13 January 2001
How the Mean U.S. Fighting Machine Lost Its 'Lean'
 

TIME Pentagon correspondent Mark Thompson picks over a goverment report revealing that U.S. troops in the Balkans are so pampered they're gaining weight
BY MARK THOMPSON

TERRY PETTY/AP
Four G.I.'s leave a Kosovo grocery store bearing sodas and chips

Amid all the tales of overworked, stressed-out and depressed U.S. military personnel, at last some good news: A new government study finds our soldiers deployed in Bosnia eating so well that they're actually fattening up during their Balkan tours. "The dining facilities at all U.S. camps operate 24 hours a day," the General Accounting Office reports. "Sandwiches, soups and beverages are always available. Unit officials in Bosnia said that the quantity and quality of the food is so good that personnel are gaining weight."

In fact, the GAO survey of the 11,000 U.S. troops now serving in Bosnia, Kosovo and Macedonia found that most of them are pretty satisfied with their living conditions. What with round-the-clock rations, free e-mail, laundry service, gyms, outdoor running trails, pool tables, libraries and movie theaters, what's not to like? Well, the only gripe the troops seem to have is that their peacekeeping jobs are boring, and that even when they're off-duty, security concerns restrict most of them from leaving the bases.

The GAO found that three key items keeping soldiers happy are, in order of importance, housing, e-mail and food.

More than 90 percent of the troops in the Balkans said they were happy with their accommodations, which generally consists of metal-roofed plywood structures.

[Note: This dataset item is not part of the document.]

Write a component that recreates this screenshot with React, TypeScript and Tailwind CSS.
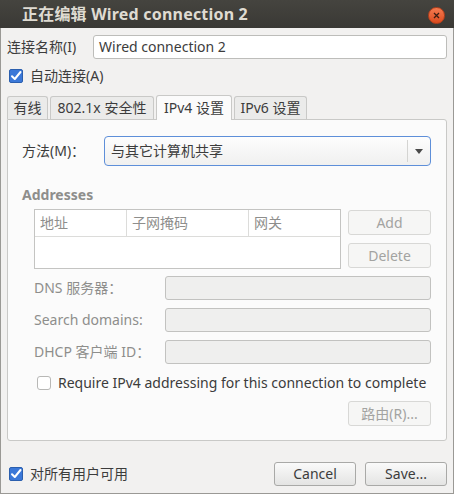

Each soldier is supposed to get 80 square feet of living space, and an electrical outlet to call his or her own. They also have air conditioning and heat. Soldiers who are deployed to keep Kosovo's ethnic communities from killing one another live in more primitive conditions —abandoned buildings, unfinished warehouses and tents. But even these folks get water and portable toilets provided by Brown and Root, the U.S. contractor providing logistical support to U.S. troops in the Balkans, along with one hot meal a day trucked in from the main U.S. base in Kosovo.

E-mail has profoundly changed the way soldiers view life in the field. This correspondent well remembers the flush of joy he felt in a muddied Balkan tent in mid-1999 when he was able to send — and read — e-mail from family and friends while sitting atop a crate of MREs (Meals-Ready-to-Eat). It's obvious the troops feel the same way. All soldiers have access to government computers for e-mail, and nine out of 10 surveyed by the GAO use this facility at least 10 times a month. One third make daily use of e-mail. The soldiers also have access to telephones (although they complain that, at about 75 cents a minute, the cost is too high) and — in some locations — video cameras linked to computers that create real-time video-phone with family members visiting a similarly equipped computer at a stateside base.

The Army has improved living conditions in the field by increasingly relying on Brown and Root, a major U.S. services contractor, for food, laundry and other services. The company has an open-ended contract with the Army originally signed when incoming Vice President Dick Cheney ran the Pentagon. After leaving the Pentagon, Cheney ran Halliburton, the company that owns Brown and Root. Outsourcing logistics isn't limited to the Army, either — the Marines recently announced they plan to dispense with about 1,000 of their 3,000 cooks, largely by hiring private contractors to do the chow.

More than $2 billion of the $14 billion the Pentagon has spent in the Balkans since December 1995 has gone to private contractors led by Brown and Root. Generally, the company makes a 9 percent profit on the money it spends supporting U.S. troops in the Balkans. The GAO, in an earlier report, suggested that some of the money might be wasted. "Many officials acknowledged that the level of some services may be above and beyond what is really needed," the GAO notes. "DoD officials with whom we met in the Balkans told us that they could not explain the frequency of services being provided, such as cleaning some offices as many as four times a day, cleaning latrines three times a day, and conducting routine construction and maintenance activities 24 hours a day."